- Kenyasi Location in Ghana
- Coordinates: 6°59′N 2°23′W﻿ / ﻿6.983°N 2.383°W
- Country: Ghana
- Region: Ahafo Region
- District: Asutifi District

= Kenyasi =

Town in Ahafo Region, Ghana

Kenyasi is a town in Ghana and it's the capital of the Asutifi North District in the Ahafo Region. Kenyasi is a combination of two towns: Kenyasi No.1 and Kenyasi No.2. Kenyasi has abundance of Gold resources hence Newmont, Ghana Ahafo mine having their operations in the area since 2007. Kenyasi has direct routes to places such as Mim, Ahafo( 24 km); Hwidiem (5 km); Ntotroso (13 km). Notable secondary educational institution in this town is the OLA Girls Senior High School (Kenyasi).

==Economy==
Agricultural farming is the main occupation in Kenyasi.

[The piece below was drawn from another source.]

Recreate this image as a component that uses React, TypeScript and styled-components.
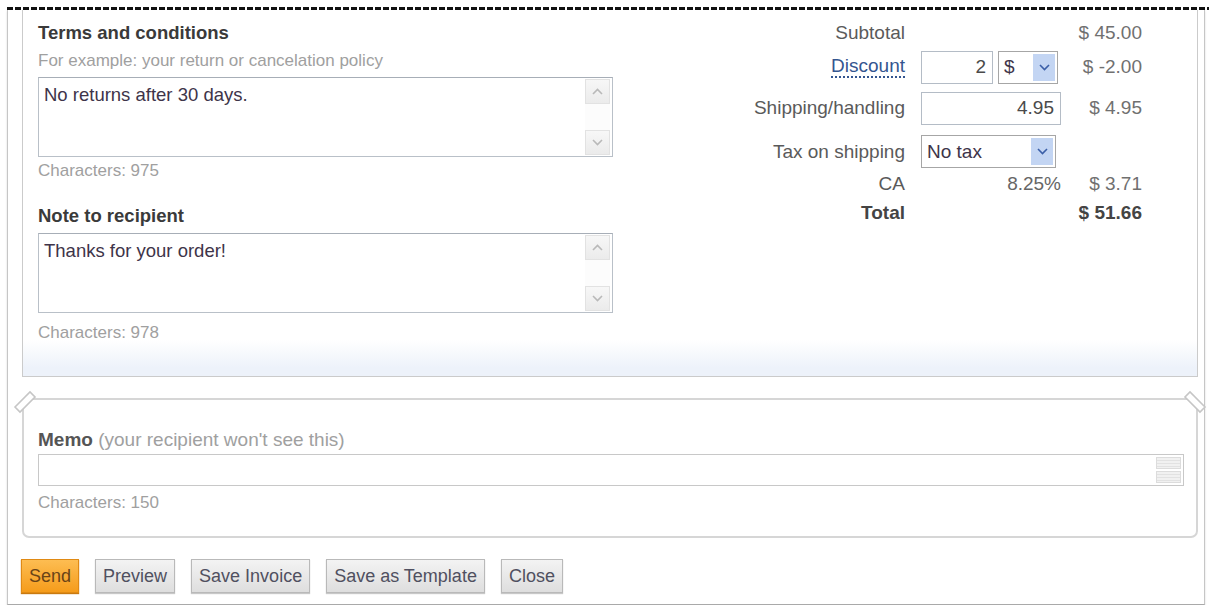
import React from "react";
import styled, { createGlobalStyle } from "styled-components";

const GlobalStyle = createGlobalStyle`
  html, body {
    margin: 0;
    padding: 0;
    background: #fff;
  }
  body {
    font-family: "Liberation Sans", Arial, sans-serif;
    color: #333;
  }
`;

const Chevron: React.FC<{ up?: boolean; color?: string }> = ({ up, color = "#b9b9b9" }) => (
  <svg width="11" height="7" viewBox="0 0 11 7">
    <path
      d={up ? "M1 6 L5.5 1.5 L10 6" : "M1 1 L5.5 5.5 L10 1"}
      stroke={color}
      strokeWidth="1.6"
      fill="none"
    />
  </svg>
);

const Notch: React.FC<{ side: "left" | "right" }> = ({ side }) => (
  <NotchMark $side={side} width="26" height="26" viewBox="0 0 26 26">
    <polygon
      points={side === "left" ? "2,18 17,3 22,8 7,23" : "24,18 9,3 4,8 19,23"}
      fill="#fff"
      stroke="#c6c6c6"
      strokeWidth="1.6"
    />
  </NotchMark>
);

interface FieldProps {
  text: string;
}

const TextField: React.FC<FieldProps> = ({ text }) => (
  <FieldBox>
    <FieldText>{text}</FieldText>
    <ScrollTrack>
      <ScrollButton>
        <Chevron up />
      </ScrollButton>
      <ScrollButton>
        <Chevron />
      </ScrollButton>
    </ScrollTrack>
  </FieldBox>
);

const SelectBox: React.FC<{ value: string; width: number }> = ({ value, width }) => (
  <Select style={{ width }}>
    <SelectValue>{value}</SelectValue>
    <SelectArrow>
      <Chevron color="#3b5fa8" />
    </SelectArrow>
  </Select>
);

export default function App() {
  return (
    <Page>
      <GlobalStyle />
      <DashedRule />
      <Frame>
        <Panel>
          <LeftColumn>
            <Title>Terms and conditions</Title>
            <Hint>For example: your return or cancelation policy</Hint>
            <TextField text="No returns after 30 days." />
            <Count $top={4}>Characters: 975</Count>
            <Title $top={24}>Note to recipient</Title>
            <TextField text="Thanks for your order!" />
            <Count $top={10}>Characters: 978</Count>
          </LeftColumn>

          <Summary>
            <Label>Subtotal</Label>
            <Cell />
            <Amount>$ 45.00</Amount>

            <Label>
              <LinkLabel>Discount</LinkLabel>
            </Label>
            <Cell>
              <NumberInput style={{ width: 72 }}>2</NumberInput>
              <SelectBox value="$" width={60} />
            </Cell>
            <Amount>$ -2.00</Amount>

            <Label>Shipping/handling</Label>
            <Cell>
              <NumberInput style={{ width: 140 }}>4.95</NumberInput>
            </Cell>
            <Amount>$ 4.95</Amount>

            <Label>Tax on shipping</Label>
            <Cell>
              <SelectBox value="No tax" width={135} />
            </Cell>
            <Amount />

            <Label>CA</Label>
            <Cell $right>8.25%</Cell>
            <Amount>$ 3.71</Amount>

            <Label $bold>Total</Label>
            <Cell />
            <Amount $bold>$ 51.66</Amount>
          </Summary>
        </Panel>

        <MemoBox>
          <Notch side="left" />
          <Notch side="right" />
          <MemoLabel>
            <strong>Memo</strong> <span>(your recipient won't see this)</span>
          </MemoLabel>
          <MemoInput>
            <Spinner>
              <SpinButton />
              <SpinButton />
            </Spinner>
          </MemoInput>
          <Count $top={7}>Characters: 150</Count>
        </MemoBox>

        <ButtonBar>
          <Button $primary>Send</Button>
          <Button>Preview</Button>
          <Button>Save Invoice</Button>
          <Button>Save as Template</Button>
          <Button>Close</Button>
        </ButtonBar>
      </Frame>
    </Page>
  );
}

const Page = styled.div`
  width: 1209px;
  padding-top: 7px;
`;

const DashedRule = styled.div`
  margin-left: 7px;
  height: 3px;
  background: repeating-linear-gradient(90deg, #111 0 6px, transparent 6px 8px);
`;

const Frame = styled.div`
  margin-left: 7px;
  width: 1196px;
  border: 1px solid #c6c6c6;
  border-top: none;
  border-bottom-color: #a9a9a9;
  box-shadow: 0 1px 2px rgba(0, 0, 0, 0.15);
  padding-bottom: 11px;
`;

const Panel = styled.div`
  box-sizing: border-box;
  margin-left: 14px;
  width: 1176px;
  display: flex;
  align-items: flex-start;
  padding: 12px 55px 33px 15px;
  border: 1px solid #cbcbcb;
  border-top: none;
  background: linear-gradient(#fff 0, #fff 330px, #edf2fa 358px, #edf2fa 100%);
`;

const LeftColumn = styled.div`
  width: 575px;
  display: flex;
  flex-direction: column;
`;

const Title = styled.div<{ $top?: number }>`
  margin-top: ${(p) => p.$top ?? 0}px;
  font-size: 18.5px;
  line-height: 22px;
  font-weight: bold;
  color: #3a3a3a;
`;

const Hint = styled.div`
  margin-top: 7px;
  font-size: 17px;
  line-height: 20px;
  color: #a0a0a0;
`;

const Count = styled.div<{ $top?: number }>`
  margin-top: ${(p) => p.$top ?? 6}px;
  font-size: 17px;
  line-height: 20px;
  color: #a0a0a0;
`;

const FieldBox = styled.div`
  box-sizing: border-box;
  margin-top: 6px;
  height: 80px;
  display: flex;
  border: 1px solid #b9c0c8;
  border-top-color: #a7aeb7;
  background: #fff;
`;

const FieldText = styled.div`
  flex: 1;
  padding: 6px 5px;
  font-size: 18.5px;
  line-height: 22px;
  color: #3e3449;
`;

const ScrollTrack = styled.div`
  width: 25px;
  margin: 1px 2px 1px 0;
  display: flex;
  flex-direction: column;
  justify-content: space-between;
  background: #fcfcfc;
`;

const ScrollButton = styled.div`
  box-sizing: border-box;
  height: 25px;
  display: flex;
  align-items: center;
  justify-content: center;
  border: 1px solid #e2e2e2;
  background: linear-gradient(#f7f7f7, #ebebeb);
`;

const Summary = styled.div`
  margin-left: auto;
  display: grid;
  grid-template-columns: max-content 140px 65px;
  grid-template-rows: 22px 34px 36px 39px 14px 32px;
  column-gap: 16px;
  row-gap: 6px;
  font-size: 19px;
  color: #5a5a5a;
`;

const Label = styled.div<{ $bold?: boolean }>`
  display: flex;
  align-items: center;
  justify-content: flex-end;
  white-space: nowrap;
  font-weight: ${(p) => (p.$bold ? "bold" : "normal")};
  color: ${(p) => (p.$bold ? "#444" : "#5a5a5a")};
`;

const LinkLabel = styled.span`
  color: #34558f;
  line-height: 20px;
  border-bottom: 2px dotted #34558f;
`;

const Cell = styled.div<{ $right?: boolean }>`
  display: flex;
  align-items: center;
  justify-content: ${(p) => (p.$right ? "flex-end" : "flex-start")};
  gap: 5px;
  color: #666;
`;

const Amount = styled.div<{ $bold?: boolean }>`
  display: flex;
  align-items: center;
  justify-content: flex-end;
  white-space: nowrap;
  font-weight: ${(p) => (p.$bold ? "bold" : "normal")};
  color: ${(p) => (p.$bold ? "#444" : "#707070")};
`;

const NumberInput = styled.div`
  box-sizing: border-box;
  height: 33px;
  display: flex;
  align-items: center;
  justify-content: flex-end;
  padding: 0 6px;
  border: 1px solid #b4bcc6;
  background: #fff;
  color: #4a4a4a;
`;

const Select = styled.div`
  box-sizing: border-box;
  height: 33px;
  display: flex;
  align-items: stretch;
  border: 1px solid #a6a6a6;
  background: #fff;
  padding: 2px;
`;

const SelectValue = styled.div`
  flex: 1;
  display: flex;
  align-items: center;
  padding-left: 3px;
  color: #3e3449;
`;

const SelectArrow = styled.div`
  width: 22px;
  display: flex;
  align-items: center;
  justify-content: center;
  background: #c3d5f3;
`;

const MemoBox = styled.div`
  position: relative;
  box-sizing: border-box;
  margin: 21px 0 0 14px;
  width: 1176px;
  height: 140px;
  padding: 29px 12px 0 14px;
  border: 2px solid #d6d6d6;
  border-radius: 7px;
`;

const NotchMark = styled.svg<{ $side: "left" | "right" }>`
  position: absolute;
  top: -11px;
  ${(p) => (p.$side === "left" ? "left: -11px;" : "right: -11px;")}
`;

const MemoLabel = styled.div`
  font-size: 19px;
  line-height: 22px;
  color: #a0a0a0;

  strong {
    color: #555;
  }
`;

const MemoInput = styled.div`
  box-sizing: border-box;
  margin-top: 3px;
  height: 32px;
  display: flex;
  justify-content: flex-end;
  padding: 2px;
  border: 1px solid #c8c8c8;
`;

const Spinner = styled.div`
  width: 25px;
  display: flex;
  flex-direction: column;
  gap: 2px;
`;

const SpinButton = styled.div`
  flex: 1;
  border: 1px solid #dcdcdc;
  background: repeating-linear-gradient(#f1f1f1 0 2px, #e2e2e2 2px 3px);
`;

const ButtonBar = styled.div`
  display: flex;
  gap: 16px;
  margin-top: 21px;
  padding-left: 13px;
`;

const Button = styled.div<{ $primary?: boolean }>`
  box-sizing: border-box;
  height: 34px;
  display: flex;
  align-items: center;
  padding: 0 7px;
  font-size: 18px;
  white-space: nowrap;
  border: 1px solid ${(p) => (p.$primary ? "#e08a14" : "#b9b9b9")};
  color: ${(p) => (p.$primary ? "#6a4417" : "#505060")};
  background: ${(p) =>
    p.$primary
      ? "linear-gradient(#fdbd52, #f59c1b)"
      : "linear-gradient(#f3f3f3, #dedede)"};
  box-shadow: ${(p) => (p.$primary ? "0 1px 1px #c97a10" : "0 1px 1px #c8c8c8")};
`;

The major cash crops grown in this area is cocoa. Plantain, Cassava are among the food crops grown by residents in the area mostly on subsistence basis. Since 2007 when Newmont Ghana established their Ahafo mine, a lot of residents have now been employed in the mining sector. Hood Lyrics Recording Studio, and the Alabama Hotel are some of the businesses which offer employment in Kenyasi.